- **Exercise**:
Only the pictures stay out; every record is to be quoted exactly.

Rows from a dataset:
════════════════════
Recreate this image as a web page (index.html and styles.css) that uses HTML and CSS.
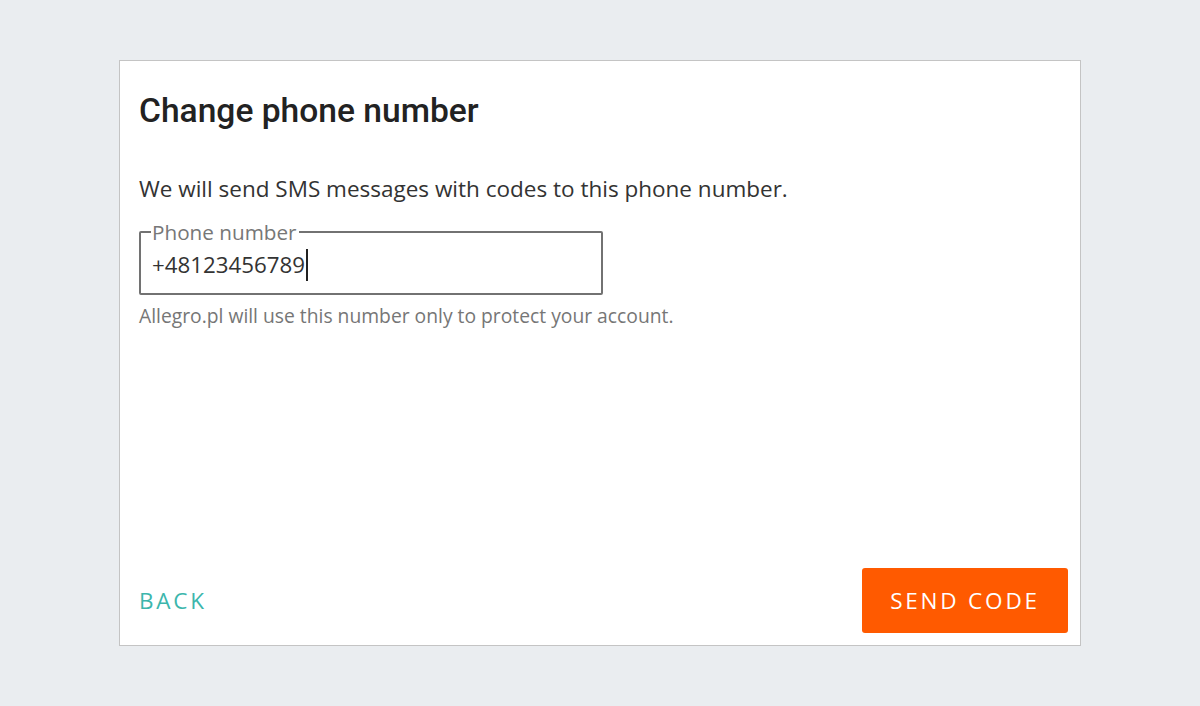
FILE: index.html
```html
<!DOCTYPE html>
<html>
<head>
<meta charset="utf-8">
<link rel="stylesheet" href="styles.css">
</head>
<body>
<div class="card">
  <div class="content">
    <h1 class="title">Change phone number</h1>
    <p class="lead">We will send SMS messages with codes to this phone number.</p>
    <fieldset class="field">
      <legend class="legend">Phone number</legend>
      <div class="value">+48123456789<span class="caret"></span></div>
    </fieldset>
    <p class="help">Allegro.pl will use this number only to protect your account.</p>
  </div>
  <div class="footer">
    <button class="back">BACK</button>
    <button class="send">SEND CODE</button>
  </div>
</div>
</body>
</html>
```

FILE: styles.css
```css
html, body {
  margin: 0;
  height: 100%;
}
body {
  background: #eaedf0;
  display: flex;
  align-items: center;
  justify-content: center;
  font-family: "Open Sans", sans-serif;
}
.card {
  box-sizing: border-box;
  width: 962px;
  height: 586px;
  background: #fff;
  border: 1px solid #c4c4c4;
  display: flex;
  flex-direction: column;
}
.content {
  flex: 1;
  padding: 30px 19px 0 19px;
}
.title {
  font-family: Roboto, sans-serif;
  font-weight: 500;
  font-size: 33.6px;
  line-height: 40px;
  margin: 0;
  color: #222;
}
.lead {
  margin: 43px 0 0 0;
  font-size: 22.5px;
  line-height: 30px;
  color: #333;
}
.field {
  box-sizing: border-box;
  width: 464px;
  height: 75px;
  margin: 16px 0 0 0;
  padding: 0 10px 0 11px;
  border: 2px solid #727272;
  border-radius: 2px;
}
.legend {
  padding: 0 2px 0 1px;
  margin-left: -1px;
  font-size: 20.7px;
  line-height: 24px;
  color: #777;
}
.value {
  font-size: 22.3px;
  line-height: 32px;
  color: #333;
  margin-top: 5px;
  display: flex;
  align-items: center;
}
.caret {
  display: inline-block;
  width: 1.5px;
  height: 32px;
  background: #222;
  margin-left: 1px;
}
.help {
  margin: 8px 0 0 0;
  font-size: 19.3px;
  line-height: 26px;
  color: #767676;
}
.footer {
  display: flex;
  justify-content: space-between;
  align-items: center;
  padding: 0 12px 12px 19px;
}
.back, .send {
  font-family: "Open Sans", sans-serif;
  font-size: 22.5px;
  letter-spacing: 2.8px;
  border: none;
  cursor: pointer;
}
.back {
  background: none;
  color: #3cb6ac;
  padding: 0;
}
.send {
  background: #ff5a00;
  color: #fff;
  width: 206px;
  height: 65px;
  border-radius: 3px;
  padding: 0;
}
```
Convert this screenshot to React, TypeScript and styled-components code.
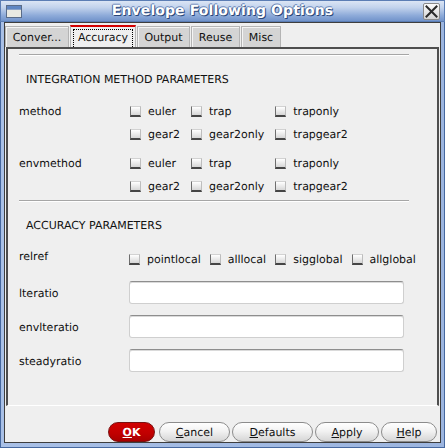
════════════════════
- **Problem solution**:
Recreate this image as a web page (index.html and styles.css) that uses HTML and CSS.
FILE: index.html
```html
<!DOCTYPE html>
<html>
<head>
<meta charset="utf-8">
<link rel="stylesheet" href="styles.css">
</head>
<body>
<div class="card">
  <div class="content">
    <h1 class="title">Change phone number</h1>
    <p class="lead">We will send SMS messages with codes to this phone number.</p>
    <fieldset class="field">
      <legend class="legend">Phone number</legend>
      <div class="value">+48123456789<span class="caret"></span></div>
    </fieldset>
    <p class="help">Allegro.pl will use this number only to protect your account.</p>
  </div>
  <div class="footer">
    <button class="back">BACK</button>
    <button class="send">SEND CODE</button>
  </div>
</div>
</body>
</html>
```

FILE: styles.css
```css
html, body {
  margin: 0;
  height: 100%;
}
body {
  background: #eaedf0;
  display: flex;
  align-items: center;
  justify-content: center;
  font-family: "Open Sans", sans-serif;
}
.card {
  box-sizing: border-box;
  width: 962px;
  height: 586px;
  background: #fff;
  border: 1px solid #c4c4c4;
  display: flex;
  flex-direction: column;
}
.content {
  flex: 1;
  padding: 30px 19px 0 19px;
}
.title {
  font-family: Roboto, sans-serif;
  font-weight: 500;
  font-size: 33.6px;
  line-height: 40px;
  margin: 0;
  color: #222;
}
.lead {
  margin: 43px 0 0 0;
  font-size: 22.5px;
  line-height: 30px;
  color: #333;
}
.field {
  box-sizing: border-box;
  width: 464px;
  height: 75px;
  margin: 16px 0 0 0;
  padding: 0 10px 0 11px;
  border: 2px solid #727272;
  border-radius: 2px;
}
.legend {
  padding: 0 2px 0 1px;
  margin-left: -1px;
  font-size: 20.7px;
  line-height: 24px;
  color: #777;
}
.value {
  font-size: 22.3px;
  line-height: 32px;
  color: #333;
  margin-top: 5px;
  display: flex;
  align-items: center;
}
.caret {
  display: inline-block;
  width: 1.5px;
  height: 32px;
  background: #222;
  margin-left: 1px;
}
.help {
  margin: 8px 0 0 0;
  font-size: 19.3px;
  line-height: 26px;
  color: #767676;
}
.footer {
  display: flex;
  justify-content: space-between;
  align-items: center;
  padding: 0 12px 12px 19px;
}
.back, .send {
  font-family: "Open Sans", sans-serif;
  font-size: 22.5px;
  letter-spacing: 2.8px;
  border: none;
  cursor: pointer;
}
.back {
  background: none;
  color: #3cb6ac;
  padding: 0;
}
.send {
  background: #ff5a00;
  color: #fff;
  width: 206px;
  height: 65px;
  border-radius: 3px;
  padding: 0;
}
```
Convert this screenshot to React, TypeScript and styled-components code.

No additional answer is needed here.